| Work to be completed |
Please pull out every line that includes the string "styles".

| Data for the task |

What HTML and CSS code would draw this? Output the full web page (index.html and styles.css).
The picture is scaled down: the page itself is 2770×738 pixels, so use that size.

---

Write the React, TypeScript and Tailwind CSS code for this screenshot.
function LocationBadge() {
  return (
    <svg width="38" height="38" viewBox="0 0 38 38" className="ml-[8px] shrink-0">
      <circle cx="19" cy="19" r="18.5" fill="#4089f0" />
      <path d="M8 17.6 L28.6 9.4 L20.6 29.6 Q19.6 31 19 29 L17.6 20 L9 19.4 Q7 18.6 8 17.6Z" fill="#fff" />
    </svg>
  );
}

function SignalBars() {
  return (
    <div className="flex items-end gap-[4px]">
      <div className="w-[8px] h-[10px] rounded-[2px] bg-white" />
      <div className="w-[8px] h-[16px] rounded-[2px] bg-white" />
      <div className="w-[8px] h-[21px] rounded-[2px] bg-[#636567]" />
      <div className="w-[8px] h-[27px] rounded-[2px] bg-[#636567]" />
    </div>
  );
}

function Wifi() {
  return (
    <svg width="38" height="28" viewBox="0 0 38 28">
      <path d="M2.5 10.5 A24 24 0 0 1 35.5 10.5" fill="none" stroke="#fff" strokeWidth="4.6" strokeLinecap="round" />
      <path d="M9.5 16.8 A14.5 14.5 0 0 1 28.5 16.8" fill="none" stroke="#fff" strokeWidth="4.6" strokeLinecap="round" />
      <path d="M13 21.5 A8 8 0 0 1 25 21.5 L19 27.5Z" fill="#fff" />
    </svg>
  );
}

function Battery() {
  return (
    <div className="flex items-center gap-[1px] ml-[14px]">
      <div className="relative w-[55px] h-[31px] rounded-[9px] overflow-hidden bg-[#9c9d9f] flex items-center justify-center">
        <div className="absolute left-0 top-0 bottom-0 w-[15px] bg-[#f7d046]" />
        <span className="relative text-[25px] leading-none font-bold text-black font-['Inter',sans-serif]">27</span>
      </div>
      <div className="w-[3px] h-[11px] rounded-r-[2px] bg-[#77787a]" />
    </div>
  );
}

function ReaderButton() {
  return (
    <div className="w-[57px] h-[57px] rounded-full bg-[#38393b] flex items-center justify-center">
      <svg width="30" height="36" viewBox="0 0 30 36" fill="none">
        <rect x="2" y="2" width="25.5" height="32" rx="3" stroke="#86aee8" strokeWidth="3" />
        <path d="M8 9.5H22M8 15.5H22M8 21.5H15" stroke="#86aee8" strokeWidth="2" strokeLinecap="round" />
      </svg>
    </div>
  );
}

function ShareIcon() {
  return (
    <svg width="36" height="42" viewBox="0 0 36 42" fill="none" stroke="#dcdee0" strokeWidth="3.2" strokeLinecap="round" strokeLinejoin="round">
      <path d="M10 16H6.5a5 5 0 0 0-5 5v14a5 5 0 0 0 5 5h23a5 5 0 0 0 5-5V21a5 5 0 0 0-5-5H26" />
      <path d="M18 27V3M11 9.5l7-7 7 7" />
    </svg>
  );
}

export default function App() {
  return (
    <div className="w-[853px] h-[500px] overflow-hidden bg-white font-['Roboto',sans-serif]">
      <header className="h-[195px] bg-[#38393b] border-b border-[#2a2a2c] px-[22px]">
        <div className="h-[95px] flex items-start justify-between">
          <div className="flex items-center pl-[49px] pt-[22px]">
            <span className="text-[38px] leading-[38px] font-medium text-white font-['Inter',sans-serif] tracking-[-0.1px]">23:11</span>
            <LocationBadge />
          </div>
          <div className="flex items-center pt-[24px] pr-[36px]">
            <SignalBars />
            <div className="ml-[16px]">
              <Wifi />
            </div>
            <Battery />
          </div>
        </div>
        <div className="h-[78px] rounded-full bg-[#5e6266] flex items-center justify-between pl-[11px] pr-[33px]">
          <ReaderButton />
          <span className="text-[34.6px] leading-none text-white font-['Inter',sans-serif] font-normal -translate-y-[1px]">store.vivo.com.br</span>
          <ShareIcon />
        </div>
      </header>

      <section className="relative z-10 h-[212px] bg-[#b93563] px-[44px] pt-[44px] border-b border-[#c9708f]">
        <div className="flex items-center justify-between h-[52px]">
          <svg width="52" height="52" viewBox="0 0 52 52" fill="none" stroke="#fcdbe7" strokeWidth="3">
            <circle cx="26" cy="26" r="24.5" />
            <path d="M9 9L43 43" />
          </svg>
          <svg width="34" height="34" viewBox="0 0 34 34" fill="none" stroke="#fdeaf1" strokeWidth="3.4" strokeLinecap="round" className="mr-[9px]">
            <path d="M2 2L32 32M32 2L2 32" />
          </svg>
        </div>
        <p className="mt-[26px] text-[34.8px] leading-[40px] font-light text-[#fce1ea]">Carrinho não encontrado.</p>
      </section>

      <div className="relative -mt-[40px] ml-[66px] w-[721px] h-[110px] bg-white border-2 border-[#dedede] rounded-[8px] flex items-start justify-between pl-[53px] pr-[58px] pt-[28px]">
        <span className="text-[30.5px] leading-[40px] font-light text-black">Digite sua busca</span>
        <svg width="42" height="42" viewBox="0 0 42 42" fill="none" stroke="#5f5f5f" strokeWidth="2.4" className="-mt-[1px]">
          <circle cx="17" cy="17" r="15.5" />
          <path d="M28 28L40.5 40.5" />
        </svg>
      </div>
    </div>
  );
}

...

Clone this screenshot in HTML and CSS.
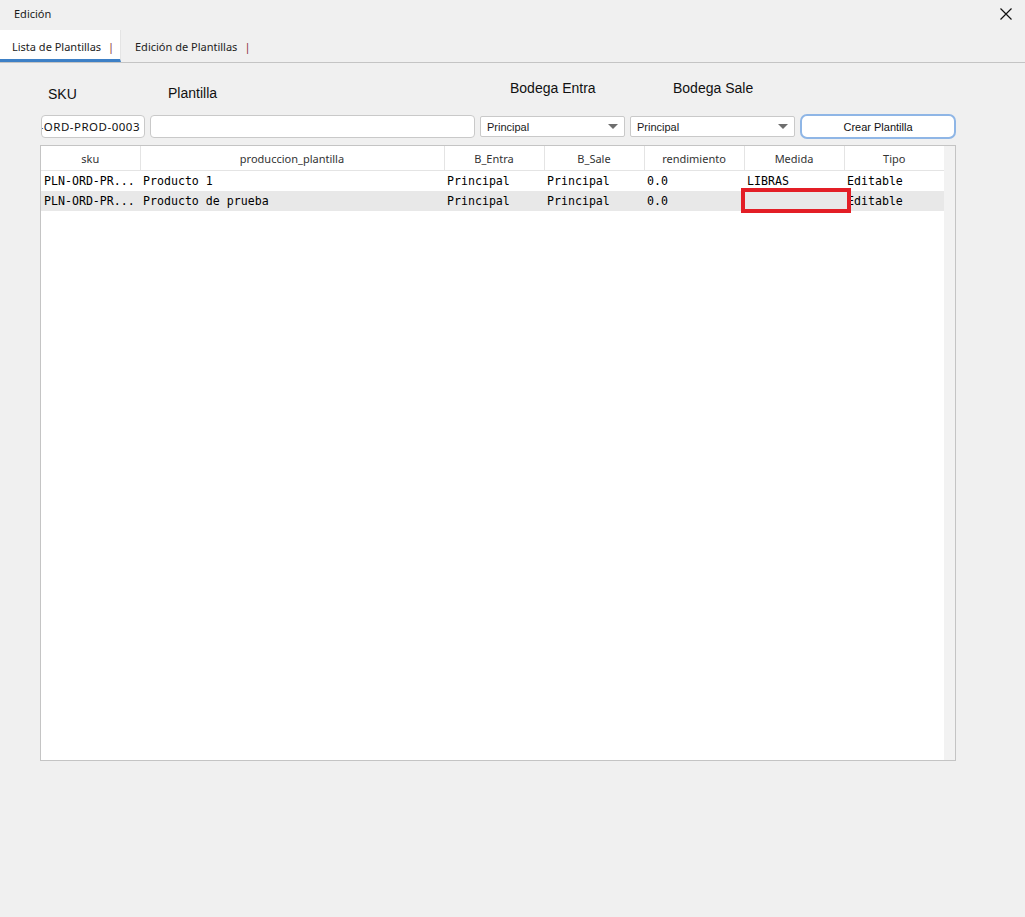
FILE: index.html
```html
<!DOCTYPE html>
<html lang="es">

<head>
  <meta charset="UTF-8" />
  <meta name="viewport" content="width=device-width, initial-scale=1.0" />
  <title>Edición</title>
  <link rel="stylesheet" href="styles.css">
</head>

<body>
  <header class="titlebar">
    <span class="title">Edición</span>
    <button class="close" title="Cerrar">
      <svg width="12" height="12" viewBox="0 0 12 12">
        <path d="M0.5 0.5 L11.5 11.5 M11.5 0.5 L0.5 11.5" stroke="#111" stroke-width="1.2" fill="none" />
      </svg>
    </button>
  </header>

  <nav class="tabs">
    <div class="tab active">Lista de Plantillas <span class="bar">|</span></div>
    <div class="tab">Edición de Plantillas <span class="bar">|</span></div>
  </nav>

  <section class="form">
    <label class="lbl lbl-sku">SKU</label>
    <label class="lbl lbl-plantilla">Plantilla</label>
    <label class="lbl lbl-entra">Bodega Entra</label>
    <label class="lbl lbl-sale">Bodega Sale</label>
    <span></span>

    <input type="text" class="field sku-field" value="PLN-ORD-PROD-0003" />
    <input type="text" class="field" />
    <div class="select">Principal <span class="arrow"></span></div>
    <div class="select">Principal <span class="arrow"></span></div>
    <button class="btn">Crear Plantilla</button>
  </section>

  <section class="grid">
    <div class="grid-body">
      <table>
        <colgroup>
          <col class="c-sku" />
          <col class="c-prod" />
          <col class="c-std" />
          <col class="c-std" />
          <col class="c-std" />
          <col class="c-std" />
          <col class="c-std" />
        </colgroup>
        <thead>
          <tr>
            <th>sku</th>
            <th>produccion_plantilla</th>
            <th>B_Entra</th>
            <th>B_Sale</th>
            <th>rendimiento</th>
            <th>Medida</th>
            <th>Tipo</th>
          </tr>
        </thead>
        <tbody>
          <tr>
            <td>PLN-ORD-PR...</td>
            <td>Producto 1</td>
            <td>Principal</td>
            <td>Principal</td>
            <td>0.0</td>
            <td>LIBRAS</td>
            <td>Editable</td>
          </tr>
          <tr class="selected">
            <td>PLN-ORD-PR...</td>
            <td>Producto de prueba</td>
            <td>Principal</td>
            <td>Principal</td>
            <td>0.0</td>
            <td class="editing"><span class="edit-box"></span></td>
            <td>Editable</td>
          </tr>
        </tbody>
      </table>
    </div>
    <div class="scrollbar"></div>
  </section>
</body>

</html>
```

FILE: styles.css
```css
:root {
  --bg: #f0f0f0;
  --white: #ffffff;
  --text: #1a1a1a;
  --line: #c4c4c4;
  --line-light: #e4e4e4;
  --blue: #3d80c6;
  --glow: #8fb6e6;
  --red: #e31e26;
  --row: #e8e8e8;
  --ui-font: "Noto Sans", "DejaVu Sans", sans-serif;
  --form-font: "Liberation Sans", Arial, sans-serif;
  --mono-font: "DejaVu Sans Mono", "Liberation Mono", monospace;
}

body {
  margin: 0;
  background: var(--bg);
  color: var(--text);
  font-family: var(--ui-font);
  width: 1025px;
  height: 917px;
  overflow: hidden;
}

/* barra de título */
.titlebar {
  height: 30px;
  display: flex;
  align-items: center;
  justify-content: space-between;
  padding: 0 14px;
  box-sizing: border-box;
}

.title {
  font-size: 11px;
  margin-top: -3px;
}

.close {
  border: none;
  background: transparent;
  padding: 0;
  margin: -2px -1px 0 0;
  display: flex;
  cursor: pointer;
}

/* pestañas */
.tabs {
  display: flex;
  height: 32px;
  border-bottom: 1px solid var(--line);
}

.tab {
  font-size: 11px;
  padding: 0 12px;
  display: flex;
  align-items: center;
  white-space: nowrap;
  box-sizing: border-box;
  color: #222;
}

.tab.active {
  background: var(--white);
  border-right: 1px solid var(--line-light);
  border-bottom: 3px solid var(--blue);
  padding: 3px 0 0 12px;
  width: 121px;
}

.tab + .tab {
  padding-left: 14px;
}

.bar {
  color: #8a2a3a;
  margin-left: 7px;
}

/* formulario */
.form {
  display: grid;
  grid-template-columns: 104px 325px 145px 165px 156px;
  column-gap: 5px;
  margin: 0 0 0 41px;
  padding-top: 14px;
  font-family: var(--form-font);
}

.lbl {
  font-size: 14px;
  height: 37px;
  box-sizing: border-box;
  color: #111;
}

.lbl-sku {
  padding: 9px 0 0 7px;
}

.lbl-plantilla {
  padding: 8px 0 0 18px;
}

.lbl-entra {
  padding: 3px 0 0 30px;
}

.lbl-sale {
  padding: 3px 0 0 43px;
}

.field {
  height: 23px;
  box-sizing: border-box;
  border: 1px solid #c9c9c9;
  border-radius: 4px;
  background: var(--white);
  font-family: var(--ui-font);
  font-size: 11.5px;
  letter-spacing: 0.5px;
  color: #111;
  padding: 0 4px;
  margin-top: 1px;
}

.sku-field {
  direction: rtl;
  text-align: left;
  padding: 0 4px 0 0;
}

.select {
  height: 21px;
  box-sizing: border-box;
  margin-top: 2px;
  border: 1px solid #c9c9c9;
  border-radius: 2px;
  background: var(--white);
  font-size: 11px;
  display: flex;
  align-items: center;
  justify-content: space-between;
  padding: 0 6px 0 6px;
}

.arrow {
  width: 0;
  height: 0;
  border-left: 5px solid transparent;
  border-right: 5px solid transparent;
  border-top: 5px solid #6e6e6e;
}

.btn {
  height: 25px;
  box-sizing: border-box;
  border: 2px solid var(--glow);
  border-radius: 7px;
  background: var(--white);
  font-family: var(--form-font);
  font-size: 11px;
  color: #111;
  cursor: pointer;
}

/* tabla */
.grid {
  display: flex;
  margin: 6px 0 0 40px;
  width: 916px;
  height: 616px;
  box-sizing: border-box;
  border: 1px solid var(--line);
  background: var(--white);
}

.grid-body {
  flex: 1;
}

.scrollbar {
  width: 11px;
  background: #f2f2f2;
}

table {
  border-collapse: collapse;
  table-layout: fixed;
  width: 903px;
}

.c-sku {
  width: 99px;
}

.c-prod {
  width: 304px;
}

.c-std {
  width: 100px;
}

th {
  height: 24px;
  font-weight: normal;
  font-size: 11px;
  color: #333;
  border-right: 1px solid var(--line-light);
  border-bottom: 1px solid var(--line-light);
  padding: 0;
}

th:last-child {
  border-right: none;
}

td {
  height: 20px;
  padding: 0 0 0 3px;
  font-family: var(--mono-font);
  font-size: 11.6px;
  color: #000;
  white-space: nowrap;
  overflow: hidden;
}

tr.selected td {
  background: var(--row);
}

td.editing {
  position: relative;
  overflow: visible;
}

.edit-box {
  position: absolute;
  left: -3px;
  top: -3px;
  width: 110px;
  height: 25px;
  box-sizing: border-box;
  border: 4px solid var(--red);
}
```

| Finished answer |
What HTML and CSS code would draw this? Output the full web page (index.html and styles.css).
  <link rel="stylesheet" href="styles.css">
FILE: styles.css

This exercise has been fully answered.